**Problem:**
Your task is to retype the lines from the opening of the material through the line that includes "const groups = ['0000', '0000', '0000', '0000'];". Do not copy the pictures.

**Given records:**
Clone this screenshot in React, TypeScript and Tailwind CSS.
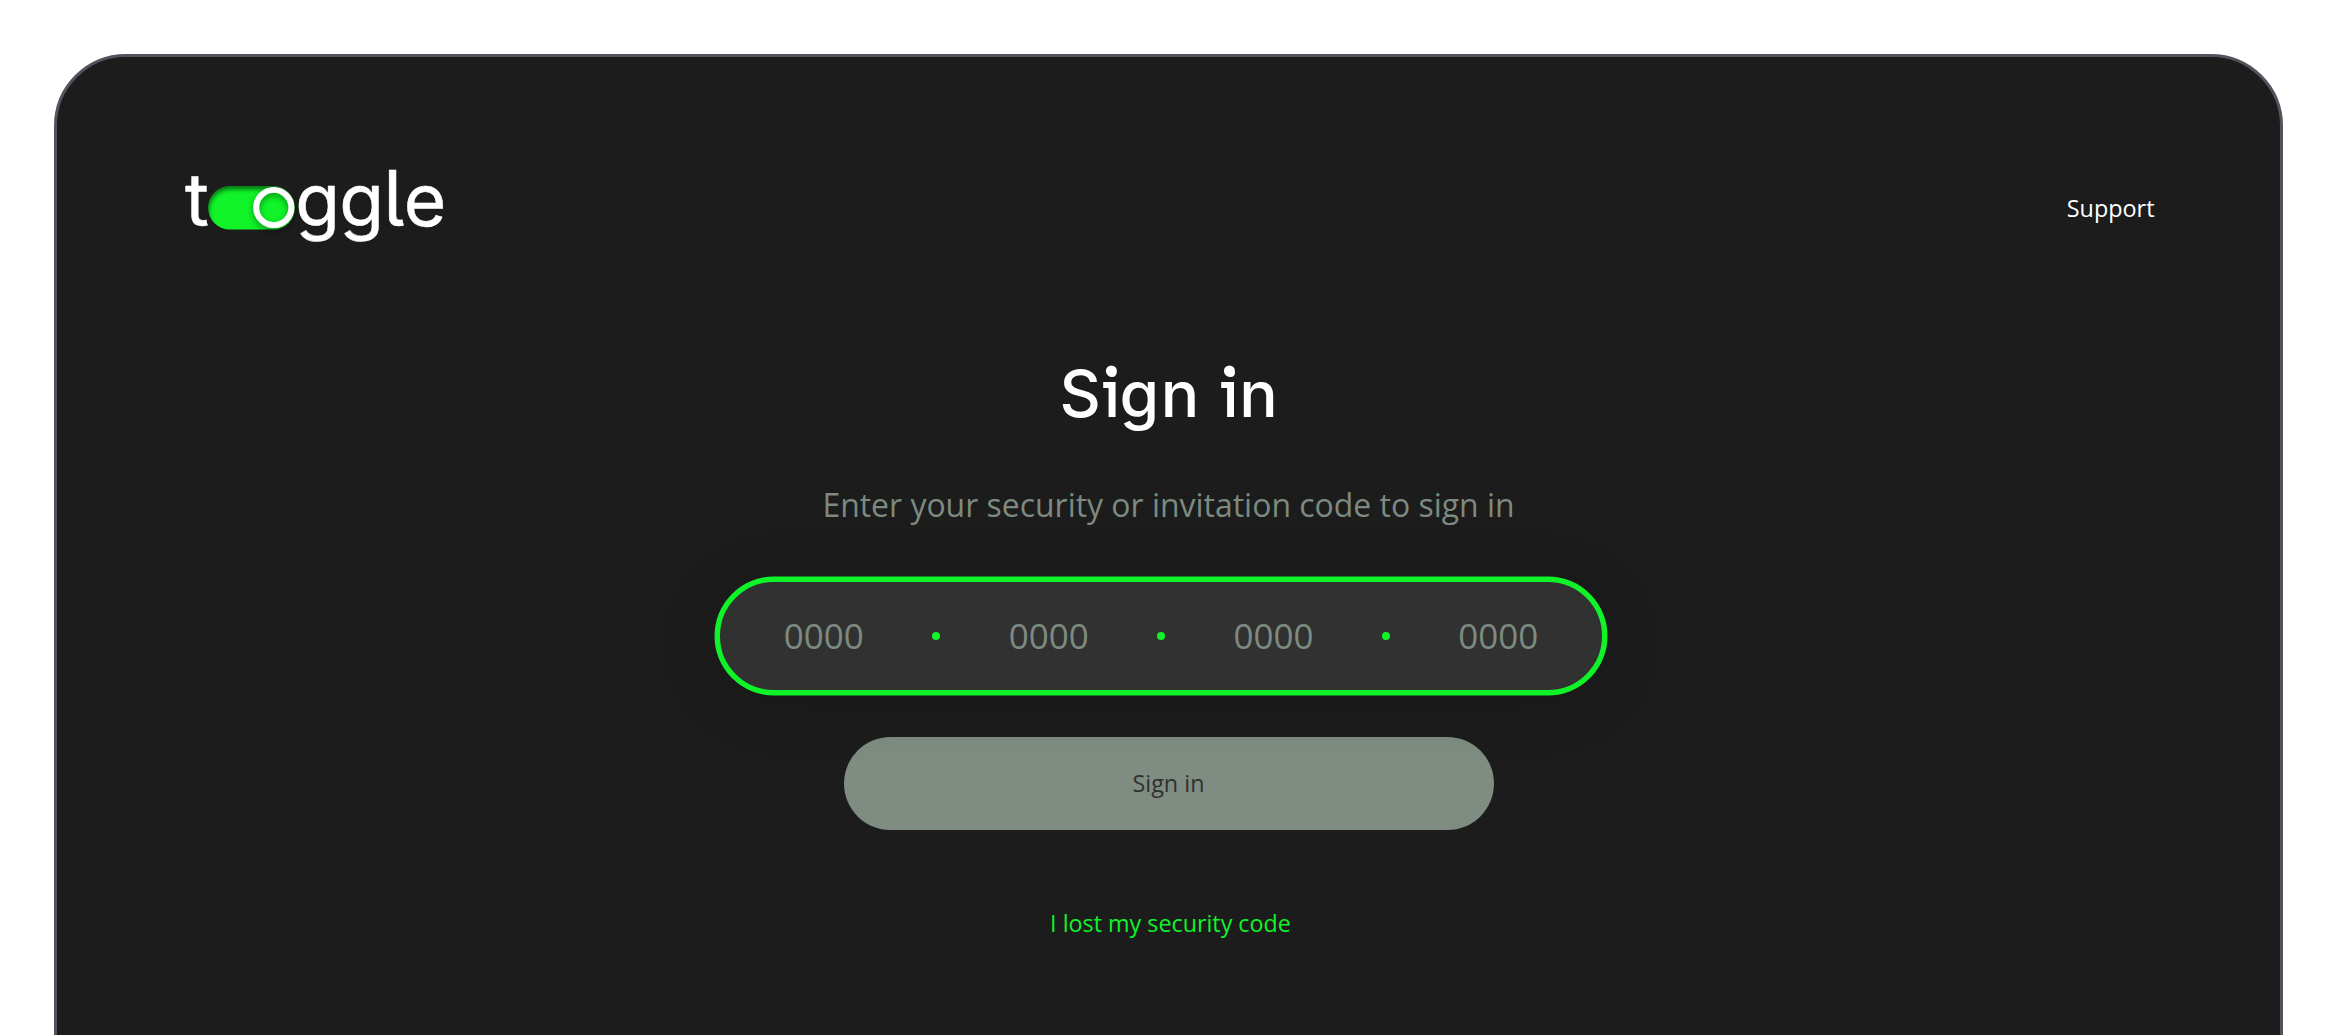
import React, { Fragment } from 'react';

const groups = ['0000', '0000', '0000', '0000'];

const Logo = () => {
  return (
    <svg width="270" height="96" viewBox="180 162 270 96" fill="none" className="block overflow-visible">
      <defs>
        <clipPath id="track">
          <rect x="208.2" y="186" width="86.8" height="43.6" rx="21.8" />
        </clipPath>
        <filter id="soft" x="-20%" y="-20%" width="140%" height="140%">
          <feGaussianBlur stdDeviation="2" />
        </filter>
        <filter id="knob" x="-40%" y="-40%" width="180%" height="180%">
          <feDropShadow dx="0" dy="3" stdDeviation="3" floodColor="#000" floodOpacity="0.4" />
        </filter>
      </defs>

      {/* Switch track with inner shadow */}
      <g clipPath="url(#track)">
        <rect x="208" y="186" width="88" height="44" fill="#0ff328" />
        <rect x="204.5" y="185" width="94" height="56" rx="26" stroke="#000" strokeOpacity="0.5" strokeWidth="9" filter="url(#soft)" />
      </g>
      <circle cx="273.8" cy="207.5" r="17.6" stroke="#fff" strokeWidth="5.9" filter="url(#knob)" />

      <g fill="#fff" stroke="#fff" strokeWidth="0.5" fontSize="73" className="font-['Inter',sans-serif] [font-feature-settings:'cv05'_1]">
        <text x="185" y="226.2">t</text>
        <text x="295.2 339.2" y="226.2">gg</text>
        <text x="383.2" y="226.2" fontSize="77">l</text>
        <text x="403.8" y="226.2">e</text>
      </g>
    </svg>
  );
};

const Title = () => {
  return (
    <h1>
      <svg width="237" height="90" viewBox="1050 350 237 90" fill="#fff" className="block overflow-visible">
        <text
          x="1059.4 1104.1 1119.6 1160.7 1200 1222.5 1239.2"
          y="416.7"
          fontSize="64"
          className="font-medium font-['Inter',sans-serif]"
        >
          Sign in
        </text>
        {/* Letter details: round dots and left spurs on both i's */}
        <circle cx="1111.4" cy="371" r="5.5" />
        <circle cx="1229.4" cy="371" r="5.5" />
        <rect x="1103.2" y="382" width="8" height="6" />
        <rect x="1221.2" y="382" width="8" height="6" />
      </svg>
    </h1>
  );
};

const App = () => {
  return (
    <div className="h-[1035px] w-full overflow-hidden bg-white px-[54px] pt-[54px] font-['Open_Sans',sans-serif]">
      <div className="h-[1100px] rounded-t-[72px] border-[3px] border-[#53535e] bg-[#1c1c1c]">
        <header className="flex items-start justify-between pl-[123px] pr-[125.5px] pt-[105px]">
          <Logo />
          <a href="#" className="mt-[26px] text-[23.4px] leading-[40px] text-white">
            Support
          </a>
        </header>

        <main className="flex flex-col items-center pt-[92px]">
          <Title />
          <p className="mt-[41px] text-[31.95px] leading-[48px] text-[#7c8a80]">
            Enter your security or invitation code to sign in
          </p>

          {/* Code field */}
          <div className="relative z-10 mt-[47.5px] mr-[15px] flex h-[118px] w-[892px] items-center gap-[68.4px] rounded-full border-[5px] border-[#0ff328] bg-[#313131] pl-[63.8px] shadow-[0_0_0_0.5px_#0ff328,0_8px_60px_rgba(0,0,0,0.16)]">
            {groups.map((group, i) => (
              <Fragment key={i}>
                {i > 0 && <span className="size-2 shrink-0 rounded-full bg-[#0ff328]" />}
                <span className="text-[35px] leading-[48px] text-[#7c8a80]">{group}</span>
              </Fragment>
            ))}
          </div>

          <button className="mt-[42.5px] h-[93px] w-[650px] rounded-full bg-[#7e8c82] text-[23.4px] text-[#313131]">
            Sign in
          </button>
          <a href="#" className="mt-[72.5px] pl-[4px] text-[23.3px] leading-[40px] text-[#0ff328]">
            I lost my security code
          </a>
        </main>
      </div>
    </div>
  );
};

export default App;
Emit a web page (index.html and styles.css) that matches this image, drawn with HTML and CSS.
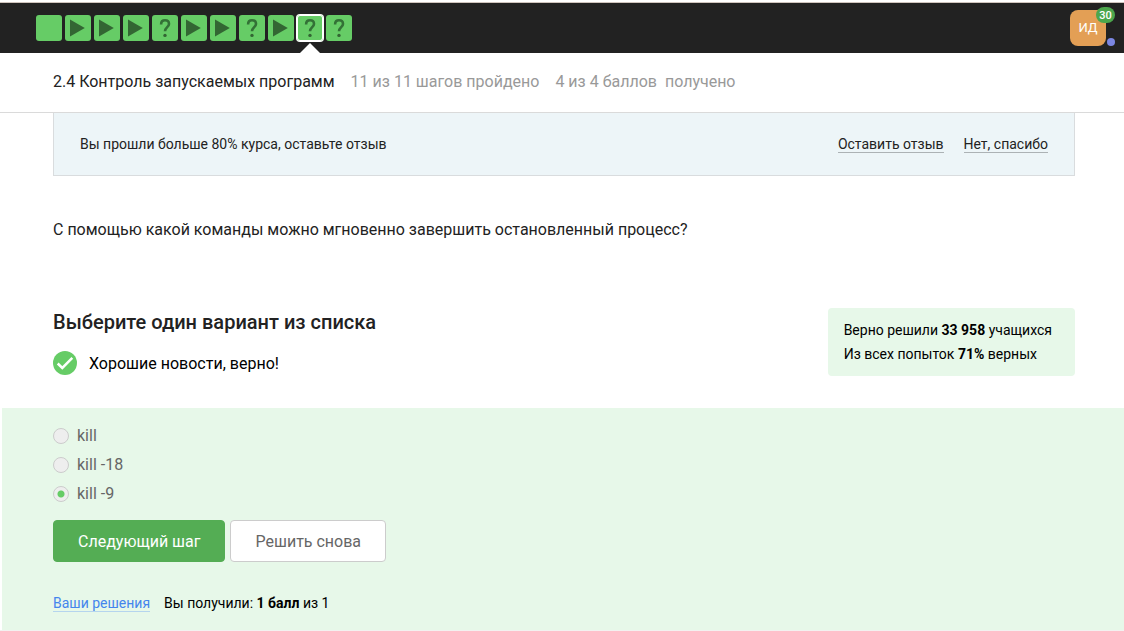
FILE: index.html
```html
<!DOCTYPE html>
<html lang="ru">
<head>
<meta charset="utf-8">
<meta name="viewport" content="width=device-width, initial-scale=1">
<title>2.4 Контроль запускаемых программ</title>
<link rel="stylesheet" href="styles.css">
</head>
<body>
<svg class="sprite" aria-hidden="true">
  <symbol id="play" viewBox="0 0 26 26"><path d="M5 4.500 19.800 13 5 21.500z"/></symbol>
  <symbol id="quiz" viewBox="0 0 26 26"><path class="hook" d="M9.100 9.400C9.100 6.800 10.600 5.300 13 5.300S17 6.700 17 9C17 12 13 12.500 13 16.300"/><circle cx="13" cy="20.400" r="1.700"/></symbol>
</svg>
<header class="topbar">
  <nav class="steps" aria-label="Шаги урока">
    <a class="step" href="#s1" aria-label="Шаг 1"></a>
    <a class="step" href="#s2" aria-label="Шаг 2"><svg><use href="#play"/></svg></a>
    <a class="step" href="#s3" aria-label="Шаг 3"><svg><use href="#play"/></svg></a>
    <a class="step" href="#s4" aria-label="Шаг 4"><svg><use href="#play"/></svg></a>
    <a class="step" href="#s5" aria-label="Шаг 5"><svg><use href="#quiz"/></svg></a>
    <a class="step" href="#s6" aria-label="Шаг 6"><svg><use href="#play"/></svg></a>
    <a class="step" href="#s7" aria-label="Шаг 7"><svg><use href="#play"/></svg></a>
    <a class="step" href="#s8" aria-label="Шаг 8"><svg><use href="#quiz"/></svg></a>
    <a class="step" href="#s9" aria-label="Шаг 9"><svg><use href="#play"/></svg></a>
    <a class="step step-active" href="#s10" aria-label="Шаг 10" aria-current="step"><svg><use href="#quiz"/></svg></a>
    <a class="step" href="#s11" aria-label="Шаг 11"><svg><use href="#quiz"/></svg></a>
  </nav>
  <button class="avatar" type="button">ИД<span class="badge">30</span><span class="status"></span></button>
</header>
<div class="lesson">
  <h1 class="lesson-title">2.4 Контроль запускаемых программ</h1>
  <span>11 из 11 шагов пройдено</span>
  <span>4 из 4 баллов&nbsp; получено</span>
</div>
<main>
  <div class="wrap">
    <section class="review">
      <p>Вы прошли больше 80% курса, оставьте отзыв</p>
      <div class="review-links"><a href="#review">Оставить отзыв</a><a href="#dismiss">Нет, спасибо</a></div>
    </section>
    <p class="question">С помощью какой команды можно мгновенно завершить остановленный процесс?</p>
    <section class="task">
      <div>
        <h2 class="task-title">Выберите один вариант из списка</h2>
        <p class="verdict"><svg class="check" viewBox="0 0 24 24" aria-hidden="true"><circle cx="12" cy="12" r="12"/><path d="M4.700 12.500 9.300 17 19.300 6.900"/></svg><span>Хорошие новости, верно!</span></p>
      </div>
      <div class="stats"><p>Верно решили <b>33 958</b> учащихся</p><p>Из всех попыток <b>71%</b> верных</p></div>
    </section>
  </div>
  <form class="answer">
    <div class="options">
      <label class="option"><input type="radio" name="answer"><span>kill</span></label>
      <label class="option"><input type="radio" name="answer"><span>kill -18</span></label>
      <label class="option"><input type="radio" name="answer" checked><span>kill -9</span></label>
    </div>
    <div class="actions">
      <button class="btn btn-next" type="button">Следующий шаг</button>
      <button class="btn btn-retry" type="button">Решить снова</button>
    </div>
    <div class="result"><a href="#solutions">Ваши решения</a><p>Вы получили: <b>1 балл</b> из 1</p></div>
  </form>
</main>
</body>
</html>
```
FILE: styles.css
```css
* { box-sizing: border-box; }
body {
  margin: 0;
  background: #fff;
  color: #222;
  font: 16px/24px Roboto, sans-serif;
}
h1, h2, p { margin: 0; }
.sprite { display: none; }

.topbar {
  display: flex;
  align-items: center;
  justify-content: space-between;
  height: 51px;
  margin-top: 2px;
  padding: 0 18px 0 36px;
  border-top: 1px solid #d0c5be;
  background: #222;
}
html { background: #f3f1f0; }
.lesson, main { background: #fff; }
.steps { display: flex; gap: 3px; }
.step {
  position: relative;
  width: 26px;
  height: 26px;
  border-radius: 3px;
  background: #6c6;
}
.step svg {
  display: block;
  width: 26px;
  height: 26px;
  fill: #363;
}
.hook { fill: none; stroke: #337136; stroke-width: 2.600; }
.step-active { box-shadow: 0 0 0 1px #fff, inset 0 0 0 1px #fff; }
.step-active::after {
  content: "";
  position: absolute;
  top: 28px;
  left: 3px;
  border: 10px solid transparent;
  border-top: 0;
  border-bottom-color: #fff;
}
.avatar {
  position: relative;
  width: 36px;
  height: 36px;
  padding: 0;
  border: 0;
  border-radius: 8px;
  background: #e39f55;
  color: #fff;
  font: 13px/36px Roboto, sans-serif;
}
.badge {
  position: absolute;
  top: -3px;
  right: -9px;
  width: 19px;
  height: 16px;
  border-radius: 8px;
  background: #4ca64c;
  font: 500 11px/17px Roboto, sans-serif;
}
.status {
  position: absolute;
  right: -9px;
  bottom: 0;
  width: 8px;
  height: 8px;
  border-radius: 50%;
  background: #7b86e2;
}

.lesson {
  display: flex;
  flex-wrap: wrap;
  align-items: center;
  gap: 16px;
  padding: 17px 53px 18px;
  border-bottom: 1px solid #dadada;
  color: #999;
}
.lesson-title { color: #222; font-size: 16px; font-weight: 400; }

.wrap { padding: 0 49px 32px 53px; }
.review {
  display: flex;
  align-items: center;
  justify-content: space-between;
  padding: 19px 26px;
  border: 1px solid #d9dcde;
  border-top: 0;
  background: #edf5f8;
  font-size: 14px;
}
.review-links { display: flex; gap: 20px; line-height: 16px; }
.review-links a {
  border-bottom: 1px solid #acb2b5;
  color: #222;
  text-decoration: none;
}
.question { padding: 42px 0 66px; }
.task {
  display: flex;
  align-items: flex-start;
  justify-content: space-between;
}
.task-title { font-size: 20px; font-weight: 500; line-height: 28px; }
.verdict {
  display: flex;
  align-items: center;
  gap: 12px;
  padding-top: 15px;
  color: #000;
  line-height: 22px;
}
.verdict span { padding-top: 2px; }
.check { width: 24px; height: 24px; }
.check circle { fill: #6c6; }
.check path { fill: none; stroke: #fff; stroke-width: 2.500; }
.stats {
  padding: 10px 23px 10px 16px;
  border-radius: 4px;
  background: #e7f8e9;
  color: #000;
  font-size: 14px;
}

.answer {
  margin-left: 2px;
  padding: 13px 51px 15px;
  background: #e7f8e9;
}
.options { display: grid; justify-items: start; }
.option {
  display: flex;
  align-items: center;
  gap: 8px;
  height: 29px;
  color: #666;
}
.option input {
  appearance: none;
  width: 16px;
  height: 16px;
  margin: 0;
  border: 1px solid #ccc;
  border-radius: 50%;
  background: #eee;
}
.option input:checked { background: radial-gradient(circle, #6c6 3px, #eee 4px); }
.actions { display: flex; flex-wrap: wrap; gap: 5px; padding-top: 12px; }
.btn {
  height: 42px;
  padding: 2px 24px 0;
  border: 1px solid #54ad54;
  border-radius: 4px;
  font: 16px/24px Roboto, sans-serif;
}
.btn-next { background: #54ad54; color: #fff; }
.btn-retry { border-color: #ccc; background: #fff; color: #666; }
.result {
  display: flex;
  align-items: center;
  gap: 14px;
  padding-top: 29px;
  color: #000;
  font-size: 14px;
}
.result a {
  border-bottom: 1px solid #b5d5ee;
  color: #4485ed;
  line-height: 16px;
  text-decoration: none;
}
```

**Exercise solution:**
Clone this screenshot in React, TypeScript and Tailwind CSS.
import React, { Fragment } from 'react';

const groups = ['0000', '0000', '0000', '0000'];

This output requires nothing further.